Required work:
Produce the listing below again, exactly as shown.

Recorded information:
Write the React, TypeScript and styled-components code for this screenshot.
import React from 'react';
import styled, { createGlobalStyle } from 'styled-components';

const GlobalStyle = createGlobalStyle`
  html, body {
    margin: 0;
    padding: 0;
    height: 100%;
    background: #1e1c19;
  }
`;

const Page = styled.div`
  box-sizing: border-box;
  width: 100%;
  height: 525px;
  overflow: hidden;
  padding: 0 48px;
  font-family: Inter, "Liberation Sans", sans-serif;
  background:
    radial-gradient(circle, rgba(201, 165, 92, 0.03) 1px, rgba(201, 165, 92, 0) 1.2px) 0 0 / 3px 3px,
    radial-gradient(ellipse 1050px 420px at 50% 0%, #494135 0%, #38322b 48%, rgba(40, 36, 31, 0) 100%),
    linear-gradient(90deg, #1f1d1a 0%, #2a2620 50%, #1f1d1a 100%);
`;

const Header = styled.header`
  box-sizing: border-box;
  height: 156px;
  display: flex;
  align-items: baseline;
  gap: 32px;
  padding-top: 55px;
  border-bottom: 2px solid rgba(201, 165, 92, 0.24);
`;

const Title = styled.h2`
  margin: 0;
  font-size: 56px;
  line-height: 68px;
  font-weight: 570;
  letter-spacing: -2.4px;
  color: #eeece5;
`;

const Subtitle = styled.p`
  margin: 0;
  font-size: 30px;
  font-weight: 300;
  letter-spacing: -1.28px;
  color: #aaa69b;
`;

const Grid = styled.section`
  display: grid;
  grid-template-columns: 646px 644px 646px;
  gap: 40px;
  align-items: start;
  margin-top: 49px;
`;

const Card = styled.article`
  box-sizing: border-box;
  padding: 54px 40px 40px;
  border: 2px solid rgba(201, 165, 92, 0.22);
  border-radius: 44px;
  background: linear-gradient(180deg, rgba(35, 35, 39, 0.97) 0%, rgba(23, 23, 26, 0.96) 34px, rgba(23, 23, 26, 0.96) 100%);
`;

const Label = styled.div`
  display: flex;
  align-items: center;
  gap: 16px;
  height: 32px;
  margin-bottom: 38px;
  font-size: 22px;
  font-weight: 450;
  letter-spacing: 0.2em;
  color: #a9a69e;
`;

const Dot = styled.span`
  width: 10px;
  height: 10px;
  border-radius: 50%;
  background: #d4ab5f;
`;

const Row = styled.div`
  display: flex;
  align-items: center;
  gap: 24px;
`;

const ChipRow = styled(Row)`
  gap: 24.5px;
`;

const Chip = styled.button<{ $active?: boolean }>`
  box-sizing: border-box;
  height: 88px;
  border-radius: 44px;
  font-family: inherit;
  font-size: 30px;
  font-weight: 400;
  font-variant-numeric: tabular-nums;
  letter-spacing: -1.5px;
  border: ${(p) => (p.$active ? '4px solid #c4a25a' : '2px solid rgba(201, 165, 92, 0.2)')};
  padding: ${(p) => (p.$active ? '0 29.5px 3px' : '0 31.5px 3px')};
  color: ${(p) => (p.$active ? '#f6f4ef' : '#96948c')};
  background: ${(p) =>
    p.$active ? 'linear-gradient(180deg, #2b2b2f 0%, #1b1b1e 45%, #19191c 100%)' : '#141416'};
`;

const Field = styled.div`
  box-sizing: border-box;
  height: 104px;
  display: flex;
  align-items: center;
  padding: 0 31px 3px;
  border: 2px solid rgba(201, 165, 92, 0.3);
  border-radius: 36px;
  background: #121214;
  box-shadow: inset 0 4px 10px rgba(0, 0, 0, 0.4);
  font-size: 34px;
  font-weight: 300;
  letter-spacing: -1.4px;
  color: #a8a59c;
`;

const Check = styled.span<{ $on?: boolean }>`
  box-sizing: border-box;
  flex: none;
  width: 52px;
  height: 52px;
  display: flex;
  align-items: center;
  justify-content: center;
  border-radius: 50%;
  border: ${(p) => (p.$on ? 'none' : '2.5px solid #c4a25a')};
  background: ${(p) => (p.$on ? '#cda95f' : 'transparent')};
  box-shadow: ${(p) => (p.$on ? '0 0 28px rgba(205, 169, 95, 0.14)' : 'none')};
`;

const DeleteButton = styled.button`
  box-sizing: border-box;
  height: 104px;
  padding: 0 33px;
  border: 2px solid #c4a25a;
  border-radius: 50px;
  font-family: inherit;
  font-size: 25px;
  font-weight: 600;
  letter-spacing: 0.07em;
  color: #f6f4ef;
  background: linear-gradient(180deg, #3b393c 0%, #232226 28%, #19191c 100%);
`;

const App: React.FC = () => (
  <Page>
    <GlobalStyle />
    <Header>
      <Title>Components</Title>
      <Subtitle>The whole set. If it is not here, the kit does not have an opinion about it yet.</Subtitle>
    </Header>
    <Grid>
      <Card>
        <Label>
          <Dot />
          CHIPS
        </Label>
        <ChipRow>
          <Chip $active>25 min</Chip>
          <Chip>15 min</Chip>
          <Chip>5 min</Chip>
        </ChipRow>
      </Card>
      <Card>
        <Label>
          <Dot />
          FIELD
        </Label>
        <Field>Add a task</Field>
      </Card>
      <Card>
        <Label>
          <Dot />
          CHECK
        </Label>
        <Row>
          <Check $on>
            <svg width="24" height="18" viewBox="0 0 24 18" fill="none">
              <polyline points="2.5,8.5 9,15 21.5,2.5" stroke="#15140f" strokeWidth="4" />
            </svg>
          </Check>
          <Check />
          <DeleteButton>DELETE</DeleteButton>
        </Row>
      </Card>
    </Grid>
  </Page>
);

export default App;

Full output:
Write the React, TypeScript and styled-components code for this screenshot.
import React from 'react';
import styled, { createGlobalStyle } from 'styled-components';

const GlobalStyle = createGlobalStyle`
  html, body {
    margin: 0;
    padding: 0;
    height: 100%;
    background: #1e1c19;
  }
`;

const Page = styled.div`
  box-sizing: border-box;
  width: 100%;
  height: 525px;
  overflow: hidden;
  padding: 0 48px;
  font-family: Inter, "Liberation Sans", sans-serif;
  background:
    radial-gradient(circle, rgba(201, 165, 92, 0.03) 1px, rgba(201, 165, 92, 0) 1.2px) 0 0 / 3px 3px,
    radial-gradient(ellipse 1050px 420px at 50% 0%, #494135 0%, #38322b 48%, rgba(40, 36, 31, 0) 100%),
    linear-gradient(90deg, #1f1d1a 0%, #2a2620 50%, #1f1d1a 100%);
`;

const Header = styled.header`
  box-sizing: border-box;
  height: 156px;
  display: flex;
  align-items: baseline;
  gap: 32px;
  padding-top: 55px;
  border-bottom: 2px solid rgba(201, 165, 92, 0.24);
`;

const Title = styled.h2`
  margin: 0;
  font-size: 56px;
  line-height: 68px;
  font-weight: 570;
  letter-spacing: -2.4px;
  color: #eeece5;
`;

const Subtitle = styled.p`
  margin: 0;
  font-size: 30px;
  font-weight: 300;
  letter-spacing: -1.28px;
  color: #aaa69b;
`;

const Grid = styled.section`
  display: grid;
  grid-template-columns: 646px 644px 646px;
  gap: 40px;
  align-items: start;
  margin-top: 49px;
`;

const Card = styled.article`
  box-sizing: border-box;
  padding: 54px 40px 40px;
  border: 2px solid rgba(201, 165, 92, 0.22);
  border-radius: 44px;
  background: linear-gradient(180deg, rgba(35, 35, 39, 0.97) 0%, rgba(23, 23, 26, 0.96) 34px, rgba(23, 23, 26, 0.96) 100%);
`;

const Label = styled.div`
  display: flex;
  align-items: center;
  gap: 16px;
  height: 32px;
  margin-bottom: 38px;
  font-size: 22px;
  font-weight: 450;
  letter-spacing: 0.2em;
  color: #a9a69e;
`;

const Dot = styled.span`
  width: 10px;
  height: 10px;
  border-radius: 50%;
  background: #d4ab5f;
`;

const Row = styled.div`
  display: flex;
  align-items: center;
  gap: 24px;
`;

const ChipRow = styled(Row)`
  gap: 24.5px;
`;

const Chip = styled.button<{ $active?: boolean }>`
  box-sizing: border-box;
  height: 88px;
  border-radius: 44px;
  font-family: inherit;
  font-size: 30px;
  font-weight: 400;
  font-variant-numeric: tabular-nums;
  letter-spacing: -1.5px;
  border: ${(p) => (p.$active ? '4px solid #c4a25a' : '2px solid rgba(201, 165, 92, 0.2)')};
  padding: ${(p) => (p.$active ? '0 29.5px 3px' : '0 31.5px 3px')};
  color: ${(p) => (p.$active ? '#f6f4ef' : '#96948c')};
  background: ${(p) =>
    p.$active ? 'linear-gradient(180deg, #2b2b2f 0%, #1b1b1e 45%, #19191c 100%)' : '#141416'};
`;

const Field = styled.div`
  box-sizing: border-box;
  height: 104px;
  display: flex;
  align-items: center;
  padding: 0 31px 3px;
  border: 2px solid rgba(201, 165, 92, 0.3);
  border-radius: 36px;
  background: #121214;
  box-shadow: inset 0 4px 10px rgba(0, 0, 0, 0.4);
  font-size: 34px;
  font-weight: 300;
  letter-spacing: -1.4px;
  color: #a8a59c;
`;

const Check = styled.span<{ $on?: boolean }>`
  box-sizing: border-box;
  flex: none;
  width: 52px;
  height: 52px;
  display: flex;
  align-items: center;
  justify-content: center;
  border-radius: 50%;
  border: ${(p) => (p.$on ? 'none' : '2.5px solid #c4a25a')};
  background: ${(p) => (p.$on ? '#cda95f' : 'transparent')};
  box-shadow: ${(p) => (p.$on ? '0 0 28px rgba(205, 169, 95, 0.14)' : 'none')};
`;

const DeleteButton = styled.button`
  box-sizing: border-box;
  height: 104px;
  padding: 0 33px;
  border: 2px solid #c4a25a;
  border-radius: 50px;
  font-family: inherit;
  font-size: 25px;
  font-weight: 600;
  letter-spacing: 0.07em;
  color: #f6f4ef;
  background: linear-gradient(180deg, #3b393c 0%, #232226 28%, #19191c 100%);
`;

const App: React.FC = () => (
  <Page>
    <GlobalStyle />
    <Header>
      <Title>Components</Title>
      <Subtitle>The whole set. If it is not here, the kit does not have an opinion about it yet.</Subtitle>
    </Header>
    <Grid>
      <Card>
        <Label>
          <Dot />
          CHIPS
        </Label>
        <ChipRow>
          <Chip $active>25 min</Chip>
          <Chip>15 min</Chip>
          <Chip>5 min</Chip>
        </ChipRow>
      </Card>
      <Card>
        <Label>
          <Dot />
          FIELD
        </Label>
        <Field>Add a task</Field>
      </Card>
      <Card>
        <Label>
          <Dot />
          CHECK
        </Label>
        <Row>
          <Check $on>
            <svg width="24" height="18" viewBox="0 0 24 18" fill="none">
              <polyline points="2.5,8.5 9,15 21.5,2.5" stroke="#15140f" strokeWidth="4" />
            </svg>
          </Check>
          <Check />
          <DeleteButton>DELETE</DeleteButton>
        </Row>
      </Card>
    </Grid>
  </Page>
);

export default App;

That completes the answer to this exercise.